While you're there, scroll the full list under the storage bar. Tapping Photos opens a Manage screen that can also offer to clear out your Recently Deleted album, and the breakdown tells you in seconds whether the real weight is video, app downloads, or "System Data" — so you don't waste ten minutes deleting apps when forty gigabytes of footage is the actual problem.
Why videos are the biggest files on your phone
A photo is one frame. A video is dozens of frames every second, so even a short clip dwarfs a still image. Two things drive the size: resolution (4K holds four times the pixels of 1080p) and frame rate (60fps doubles the data of 30fps). Slo-mo is the heaviest of all because it captures far more frames per second so it can stretch time on playback.

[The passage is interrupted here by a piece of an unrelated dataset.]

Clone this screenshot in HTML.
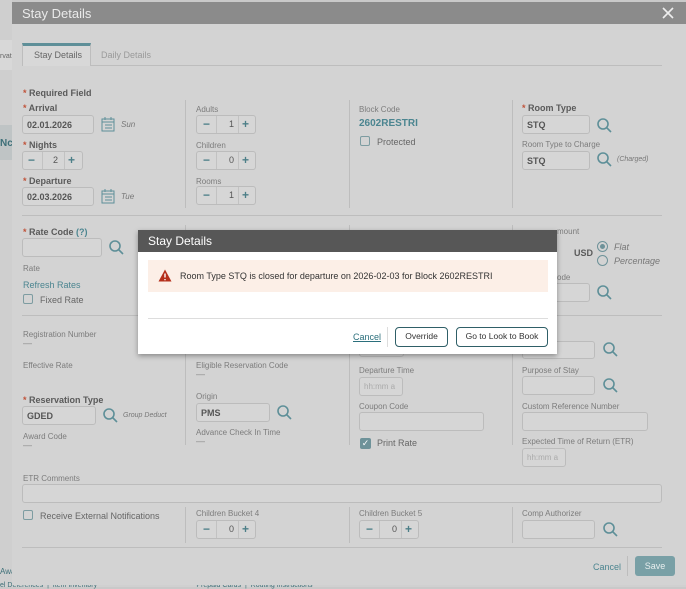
<!DOCTYPE html>
<html><head><meta charset="utf-8"><style>
*{margin:0;padding:0;box-sizing:border-box}
body{width:686px;height:587px;overflow:hidden;background:#c9c9c9;font-family:"Liberation Sans",sans-serif;position:relative;color:#555}
.a{position:absolute;white-space:nowrap}
.l{position:absolute;font-size:8px;color:#7c7c7c;white-space:nowrap}
.b{position:absolute;font-size:9px;color:#5a5a5a;font-weight:bold;white-space:nowrap}
.s{color:#c0533a}
.in{position:absolute;border:1px solid #bcbcbc;background:#d6d6d6;border-radius:3px;height:19px;font-size:9px;font-weight:bold;color:#555;padding:4px 4px}
.sp{position:absolute;height:19px;border:1px solid #bcbcbc;border-radius:3px;background:#d6d6d6;font-size:12px;color:#4d7f88}
.sp span{position:absolute;top:1px;font-weight:bold}
.sp i{position:absolute;top:0;width:1px;height:17px;background:#c2c2c2}
.sp b{position:absolute;top:3px;font-size:9px;color:#555;font-weight:normal}
.hl{position:absolute;height:1px;background:#bdbdbd}
.vl{position:absolute;width:1px;background:#bdbdbd}
.cb{position:absolute;width:10px;height:10px;border:1px solid #7d9ca1;border-radius:2px}
</style></head><body>
<div class="a" style="left:0;top:0;width:12px;height:587px;background:#cfcfcf"></div>
<div class="a" style="left:0;top:40px;width:12px;height:30px;background:#d8d8d8"></div>
<div class="a" style="left:0;top:53px;font-size:7px;color:#666">rvat</div>
<div class="a" style="left:0;top:125px;width:12px;height:35px;background:#bfc4c5"></div>
<div class="a" style="left:0;top:138px;font-size:10px;font-weight:bold;color:#3d6f78">Nc</div>
<div class="a" style="left:0;top:567px;font-size:8px;color:#3d6f78">Awa</div>
<div class="a" style="left:0;top:580px;width:686px;height:7px;background:#d0d0d0"></div>
<div class="a" style="left:0;top:582px;font-size:7px;color:#3d6f78">el Deferences &nbsp;|&nbsp; Item Inventory &nbsp; &nbsp; &nbsp; &nbsp; &nbsp; &nbsp; &nbsp; &nbsp; &nbsp; &nbsp; &nbsp; &nbsp; &nbsp; &nbsp; &nbsp; &nbsp; &nbsp; &nbsp; &nbsp; &nbsp; &nbsp; &nbsp; &nbsp; &nbsp; &nbsp; Prepaid Cards &nbsp;|&nbsp; Routing Instructions</div>
<div class="a" style="left:0;top:2px;width:686px;height:583px"></div>
<div class="a" style="left:12px;top:2px;width:674px;height:583px;background:#d3d3d3"></div>
<div class="a" style="left:12px;top:2px;width:674px;height:22px;background:#8b8b8b"></div>
<div class="a" style="left:22px;top:6px;font-size:13px;color:#eaeaea">Stay Details</div>
<svg class="a" style="left:662px;top:7px" width="12" height="12"><path d="M1 1L11 11M11 1L1 11" stroke="#eee" stroke-width="1.6"/></svg>
<div class="a" style="left:22px;top:43px;width:69px;height:23px;background:#d8d8d8;border-top:3px solid #5e8f98;border-right:1px solid #bdbdbd;border-left:1px solid #bdbdbd"></div>
<div class="a" style="left:34px;top:50px;font-size:9px;color:#666">Stay Details</div>
<div class="a" style="left:101px;top:50px;font-size:9px;color:#9a9a9a">Daily Details</div>
<div class="hl" style="left:91px;top:65px;width:571px"></div>
<div class="b" style="left:23px;top:88px"><span class="s">* </span>Required Field</div>
<div class="b" style="left:23px;top:103px"><span class="s">* </span>Arrival</div>
<div class="in" style="left:22px;top:115px;width:72px">02.01.2026</div>
<svg class="a" style="left:101px;top:117px" width="14" height="15"><rect x="1" y="2" width="12" height="12" fill="none" stroke="#5e8f98"/><path d="M1 5H13M4 8H11M4 11H11M4 0V3M10 0V3" stroke="#5e8f98"/></svg>
<div class="a" style="left:121px;top:120px;font-size:8px;font-style:italic;color:#777">Sun</div>
<div class="b" style="left:23px;top:140px"><span class="s">* </span>Nights</div>
<div class="sp" style="left:22px;top:151px;width:61px"><span style="left:5px">−</span><i style="left:19px"></i><b style="left:30px">2</b><i style="left:41px"></i><span style="left:45px">+</span></div>
<div class="b" style="left:23px;top:176px"><span class="s">* </span>Departure</div>
<div class="in" style="left:22px;top:187px;width:72px">02.03.2026</div>
<svg class="a" style="left:101px;top:189px" width="14" height="15"><rect x="1" y="2" width="12" height="12" fill="none" stroke="#5e8f98"/><path d="M1 5H13M4 8H11M4 11H11M4 0V3M10 0V3" stroke="#5e8f98"/></svg>
<div class="a" style="left:121px;top:192px;font-size:8px;font-style:italic;color:#777">Tue</div>
<div class="vl" style="left:185px;top:100px;height:108px"></div>
<div class="l" style="left:196px;top:105px">Adults</div>
<div class="sp" style="left:196px;top:115px;width:60px"><span style="left:6px">−</span><i style="left:19px"></i><b style="left:32px">1</b><i style="left:41px"></i><span style="left:45px">+</span></div>
<div class="l" style="left:196px;top:141px">Children</div>
<div class="sp" style="left:196px;top:151px;width:60px"><span style="left:6px">−</span><i style="left:19px"></i><b style="left:32px">0</b><i style="left:41px"></i><span style="left:45px">+</span></div>
<div class="l" style="left:196px;top:177px">Rooms</div>
<div class="sp" style="left:196px;top:186px;width:60px"><span style="left:6px">−</span><i style="left:19px"></i><b style="left:32px">1</b><i style="left:41px"></i><span style="left:45px">+</span></div>
<div class="vl" style="left:349px;top:100px;height:108px"></div>
<div class="l" style="left:359px;top:105px">Block Code</div>
<div class="a" style="left:359px;top:118px;font-size:10px;font-weight:bold;color:#4b8590">2602RESTRI</div>
<div class="cb" style="left:360px;top:136px"></div>
<div class="a" style="left:377px;top:137px;font-size:9px;color:#666">Protected</div>
<div class="vl" style="left:512px;top:100px;height:108px"></div>
<div class="b" style="left:522px;top:103px"><span class="s">* </span>Room Type</div>
<div class="in" style="left:522px;top:115px;width:68px">STQ</div>
<div class="l" style="left:522px;top:140px">Room Type to Charge</div>
<div class="in" style="left:522px;top:151px;width:68px">STQ</div>
<div class="a" style="left:617px;top:156px;font-size:7px;font-style:italic;color:#777">(Charged)</div>
<div class="hl" style="left:22px;top:215px;width:640px"></div>
<div class="b" style="left:23px;top:227px"><span class="s">* </span>Rate Code <span style="color:#4b8590">(?)</span></div>
<div class="in" style="left:22px;top:238px;width:80px"></div>
<div class="l" style="left:23px;top:264px">Rate</div>
<div class="a" style="left:23px;top:280px;font-size:9px;color:#4b8590">Refresh Rates</div>
<div class="cb" style="left:23px;top:294px"></div>
<div class="a" style="left:40px;top:295px;font-size:9px;color:#666">Fixed Rate</div>
<div class="vl" style="left:185px;top:225px;height:80px"></div>
<div class="vl" style="left:349px;top:225px;height:80px"></div>
<div class="vl" style="left:512px;top:225px;height:80px"></div>
<div class="l" style="left:557px;top:227px">mount</div>
<div class="b" style="left:574px;top:248px">USD</div>
<div class="a" style="left:597px;top:241px;width:11px;height:11px;border:1px solid #6e9299;border-radius:50%"><div style="position:absolute;left:2px;top:2px;width:5px;height:5px;border-radius:50%;background:#6e9299"></div></div>
<div class="a" style="left:597px;top:255px;width:11px;height:11px;border:1px solid #6e9299;border-radius:50%"></div>
<div class="a" style="left:614px;top:242px;font-size:9px;font-style:italic;color:#777">Flat</div>
<div class="a" style="left:614px;top:256px;font-size:9px;font-style:italic;color:#777">Percentage</div>
<div class="l" style="left:557px;top:273px">ode</div>
<div class="in" style="left:540px;top:283px;width:50px"></div>
<div class="hl" style="left:22px;top:315px;width:640px"></div>
<div class="l" style="left:23px;top:330px">Registration Number</div>
<div class="a" style="left:23px;top:338px;font-size:9px;color:#888">—</div>
<div class="l" style="left:23px;top:361px">Effective Rate</div>
<div class="b" style="left:23px;top:395px"><span class="s">* </span>Reservation Type</div>
<div class="in" style="left:22px;top:406px;width:74px">GDED</div>
<div class="a" style="left:123px;top:412px;font-size:7px;font-style:italic;color:#777">Group Deduct</div>
<div class="l" style="left:23px;top:432px">Award Code</div>
<div class="a" style="left:23px;top:440px;font-size:9px;color:#888">—</div>
<div class="vl" style="left:185px;top:325px;height:120px"></div>
<div class="l" style="left:196px;top:361px">Eligible Reservation Code</div>
<div class="a" style="left:196px;top:369px;font-size:9px;color:#888">—</div>
<div class="l" style="left:196px;top:392px">Origin</div>
<div class="in" style="left:196px;top:403px;width:74px">PMS</div>
<div class="l" style="left:196px;top:428px">Advance Check In Time</div>
<div class="a" style="left:196px;top:436px;font-size:9px;color:#888">—</div>
<div class="vl" style="left:349px;top:325px;height:120px"></div>
<div class="in" style="left:359px;top:341px;width:45px;height:16px"></div>
<div class="l" style="left:359px;top:366px">Departure Time</div>
<div class="in" style="left:359px;top:377px;width:44px;font-weight:normal;color:#aaa;font-size:8px">hh:mm a</div>
<div class="l" style="left:359px;top:402px">Coupon Code</div>
<div class="in" style="left:359px;top:412px;width:125px"></div>
<div class="a" style="left:360px;top:438px;width:11px;height:11px;background:#6e9299;border-radius:2px;color:#fff;font-size:9px;line-height:11px;text-align:center">✓</div>
<div class="a" style="left:377px;top:438px;font-size:9px;color:#666">Print Rate</div>
<div class="vl" style="left:512px;top:325px;height:120px"></div>
<div class="in" style="left:522px;top:341px;width:73px;height:18px"></div>
<div class="l" style="left:522px;top:366px">Purpose of Stay</div>
<div class="in" style="left:522px;top:376px;width:73px"></div>
<div class="l" style="left:522px;top:402px">Custom Reference Number</div>
<div class="in" style="left:522px;top:412px;width:126px"></div>
<div class="l" style="left:522px;top:437px">Expected Time of Return (ETR)</div>
<div class="in" style="left:522px;top:448px;width:44px;font-weight:normal;color:#aaa;font-size:8px">hh:mm a</div>
<div class="l" style="left:23px;top:474px">ETR Comments</div>
<div class="in" style="left:22px;top:484px;width:640px"></div>
<div class="cb" style="left:23px;top:510px"></div>
<div class="a" style="left:40px;top:511px;font-size:9px;color:#666">Receive External Notifications</div>
<div class="vl" style="left:185px;top:507px;height:36px"></div>
<div class="l" style="left:196px;top:509px">Children Bucket 4</div>
<div class="sp" style="left:196px;top:520px;width:60px"><span style="left:6px">−</span><i style="left:19px"></i><b style="left:32px">0</b><i style="left:41px"></i><span style="left:45px">+</span></div>
<div class="vl" style="left:349px;top:507px;height:36px"></div>
<div class="l" style="left:359px;top:509px">Children Bucket 5</div>
<div class="sp" style="left:359px;top:520px;width:60px"><span style="left:6px">−</span><i style="left:19px"></i><b style="left:32px">0</b><i style="left:41px"></i><span style="left:45px">+</span></div>
<div class="vl" style="left:512px;top:507px;height:36px"></div>
<div class="l" style="left:522px;top:509px">Comp Authorizer</div>
<div class="in" style="left:522px;top:520px;width:73px"></div>
<div class="hl" style="left:22px;top:547px;width:640px"></div>
<div class="a" style="left:593px;top:562px;font-size:9px;color:#4b8590">Cancel</div>
<div class="vl" style="left:627px;top:556px;height:20px"></div>
<div class="a" style="left:635px;top:556px;width:40px;height:20px;background:#79a0a6;border-radius:3px;color:#e8eeee;font-size:9px;text-align:center;line-height:20px">Save</div>
<svg width="686" height="587" class="a" style="left:0;top:0">
<g fill="none" stroke="#5e8f98" stroke-width="1.6">
<circle cx="603" cy="124" r="5"/><path d="M607 128L611 132"/>
<circle cx="603" cy="158" r="5"/><path d="M607 162L611 166"/>
<circle cx="115" cy="246" r="5"/><path d="M119 250L123 254"/>
<circle cx="603" cy="291" r="5"/><path d="M607 295L611 299"/>
<circle cx="609" cy="348" r="5"/><path d="M613 352L617 356"/>
<circle cx="609" cy="384" r="5"/><path d="M613 388L617 392"/>
<circle cx="109" cy="414" r="5"/><path d="M113 418L117 422"/>
<circle cx="283" cy="411" r="5"/><path d="M287 415L291 419"/>
<circle cx="609" cy="528" r="5"/><path d="M613 532L617 536"/>
</g></svg>
<div class="a" style="left:138px;top:230px;width:419px;height:124px;background:#fff;box-shadow:0 2px 5px rgba(0,0,0,.35)"></div>
<div class="a" style="left:138px;top:230px;width:419px;height:22px;background:#575757"></div>
<div class="a" style="left:148px;top:234px;font-size:12px;color:#fff">Stay Details</div>
<div class="a" style="left:148px;top:260px;width:400px;height:32px;background:#fcefe7"></div>
<svg class="a" style="left:158px;top:269px" width="14" height="13"><path d="M7 0.5L13.5 12.5H0.5Z" fill="#b5301c"/><path d="M7 4.5V8.5M7 10V11.3" stroke="#fff" stroke-width="1.4"/></svg>
<div class="a" style="left:180px;top:271px;font-size:9px;color:#333">Room Type STQ is closed for departure on 2026-02-03 for Block 2602RESTRI</div>
<div class="hl" style="left:148px;top:318px;width:400px;background:#ddd"></div>
<div class="a" style="left:353px;top:332px;font-size:9px;color:#2b6f7c;text-decoration:underline">Cancel</div>
<div class="vl" style="left:387px;top:327px;height:20px;background:#ddd"></div>
<div class="a" style="left:395px;top:327px;width:53px;height:20px;border:1.5px solid #2f5f67;border-radius:4px;font-size:8.5px;color:#333;text-align:center;line-height:17px">Override</div>
<div class="a" style="left:456px;top:327px;width:92px;height:20px;border:1.5px solid #2f5f67;border-radius:4px;font-size:8.5px;color:#333;text-align:center;line-height:17px">Go to Look to Book</div>
</body></html>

Two other formats deserve a mention. Time-lapse looks heavy but is usually small, because the camera throws away most frames before saving. Screen recordings, on the other hand, can be surprisingly large — a long recording of a scrolling app or a game runs minute after minute at full screen resolution, and most people forget they ever made them. They're some of the easiest wins in a video cleanup.
The numbers below are rough, directional figures — your real files vary with codec, lighting and motion — but they show why one long clip can outweigh hundreds of photos.
| Video type | Approx. size per minute | 5-minute clip |
|---|---|---|
| 1080p · 30fps | ~60 MB | ~0.3 GB |
| 1080p · 60fps | ~90 MB | ~0.45 GB |
| 4K · 30fps | ~190 MB | ~0.95 GB |
| 4K · 60fps | ~400 MB | ~2 GB |
| Slo-mo (1080p · 240fps) | ~300 MB | ~1.5 GB |
Roughly speaking, a single five-minute 4K60 video is about two gigabytes — more than a thousand average photos. That's why hunting videos clears space far faster than deleting stills one by one.
Find your videos inside the Photos app
Photos keeps all your clips in one place: Albums › Media Types › Videos. Scroll there and you'll see every video together, longest takes and all. You can also use Search and type "videos" to pull them up, or search by year, place or person to narrow things down.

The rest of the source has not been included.